*WHAT IS EXPECTED*
Count every line of the material that holds the string "components". Respond with the total only.

---

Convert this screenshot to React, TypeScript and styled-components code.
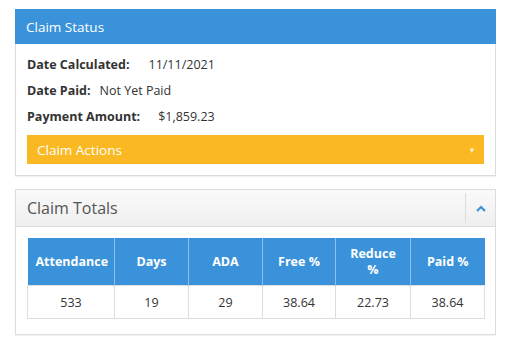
import React from 'react';
import styled, { createGlobalStyle } from 'styled-components';

const GlobalStyle = createGlobalStyle`
  body {
    margin: 0;
    background: #fff;
    font-family: "Open Sans", "Liberation Sans", sans-serif;
  }
`

const Page = styled.div`
  width: 509px;
  height: 351px;
  padding: 9px 13px 0 15px;
  box-sizing: border-box;
  display: flex;
  flex-direction: column;
  gap: 13px;
`

const Panel = styled.div`
  border: 1px solid #dcdcdc;
  background: #fff;
  box-shadow: 0 1px 1px rgba(0, 0, 0, 0.05);
`

const BlueHeader = styled.div`
  background: #3a93da;
  color: #fff;
  height: 35px;
  display: flex;
  align-items: center;
  padding: 0 11px;
  font-size: 13.5px;
  margin: -1px -1px 0;
`

const StatusBody = styled.div`
  padding: 7px 11px 11px;
  display: flex;
  flex-direction: column;
`

const InfoRow = styled.div<{ $gap: number }>`
  display: flex;
  align-items: center;
  height: 26px;
  font-size: 12.5px;
  color: #333;
  gap: ${(p) => p.$gap}px;
`

const Label = styled.span`
  font-weight: 700;
`

const ActionsBar = styled.div`
  margin-top: 6px;
  height: 29px;
  background: #fab923;
  color: #fff;
  display: flex;
  align-items: center;
  justify-content: space-between;
  padding: 0 8px 0 10px;
  font-size: 13.5px;
`

const Caret = styled.span`
  font-size: 8px;
  color: rgba(255, 255, 255, 0.75);
`

const GreyHeader = styled.div`
  height: 36px;
  display: flex;
  align-items: stretch;
  background: linear-gradient(#fafafa, #efefef);
  border-bottom: 1px solid #dcdcdc;
`

const GreyTitle = styled.div`
  flex: 1;
  display: flex;
  align-items: center;
  padding-left: 11px;
  font-size: 16px;
  color: #555;
`

const CollapseBtn = styled.div`
  width: 29px;
  margin: 3px 0;
  border-left: 1px solid #dcdcdc;
  display: flex;
  align-items: center;
  justify-content: center;
  color: #3a93da;
`

const TotalsBody = styled.div`
  padding: 11px 11px 15px;
`

const Table = styled.table`
  width: 100%;
  border-collapse: collapse;
  table-layout: fixed;
  font-size: 12.5px;
`

const Col = styled.col<{ $w: number }>`
  width: ${(p) => p.$w}px;
`

const Th = styled.th`
  background: #3a93da;
  color: #fff;
  font-weight: 700;
  height: 47px;
  padding: 0 8px;
  line-height: 16px;
  border-left: 1px solid #8fc0e8;
  &:first-child {
    border-left: none;
  }
`

const Td = styled.td`
  height: 32px;
  padding: 0;
  text-align: center;
  color: #333;
  border: 1px solid #dedede;
`

const columns = [
  { name: 'Attendance', w: 87, value: '533' },
  { name: 'Days', w: 74, value: '19' },
  { name: 'ADA', w: 74, value: '29' },
  { name: 'Free %', w: 73, value: '38.64' },
  { name: 'Reduce %', w: 75, value: '22.73' },
  { name: 'Paid %', w: 74, value: '38.64' },
]

const App: React.FC = () => {
  return (
    <>
      <GlobalStyle />
      <Page>
        <Panel>
          <BlueHeader>Claim Status</BlueHeader>
          <StatusBody>
            <InfoRow $gap={19}>
              <Label>Date Calculated:</Label>
              <span>11/11/2021</span>
            </InfoRow>
            <InfoRow $gap={9}>
              <Label>Date Paid:</Label>
              <span>Not Yet Paid</span>
            </InfoRow>
            <InfoRow $gap={18}>
              <Label>Payment Amount:</Label>
              <span>$1,859.23</span>
            </InfoRow>
            <ActionsBar>
              <span>Claim Actions</span>
              <Caret>▼</Caret>
            </ActionsBar>
          </StatusBody>
        </Panel>
        <Panel>
          <GreyHeader>
            <GreyTitle>Claim Totals</GreyTitle>
            <CollapseBtn>
              <svg width="10" height="7" viewBox="0 0 10 7">
                <path d="M1 6 L5 2 L9 6" fill="none" stroke="currentColor" strokeWidth="2.2" />
              </svg>
            </CollapseBtn>
          </GreyHeader>
          <TotalsBody>
            <Table>
              <colgroup>
                {columns.map((c) => (
                  <Col key={c.name} $w={c.w} />
                ))}
              </colgroup>
              <thead>
                <tr>
                  {columns.map((c) => (
                    <Th key={c.name}>{c.name}</Th>
                  ))}
                </tr>
              </thead>
              <tbody>
                <tr>
                  {columns.map((c) => (
                    <Td key={c.name}>{c.value}</Td>
                  ))}
                </tr>
              </tbody>
            </Table>
          </TotalsBody>
        </Panel>
      </Page>
    </>
  );
}

export default App;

---

*FINISHED ANSWER*
2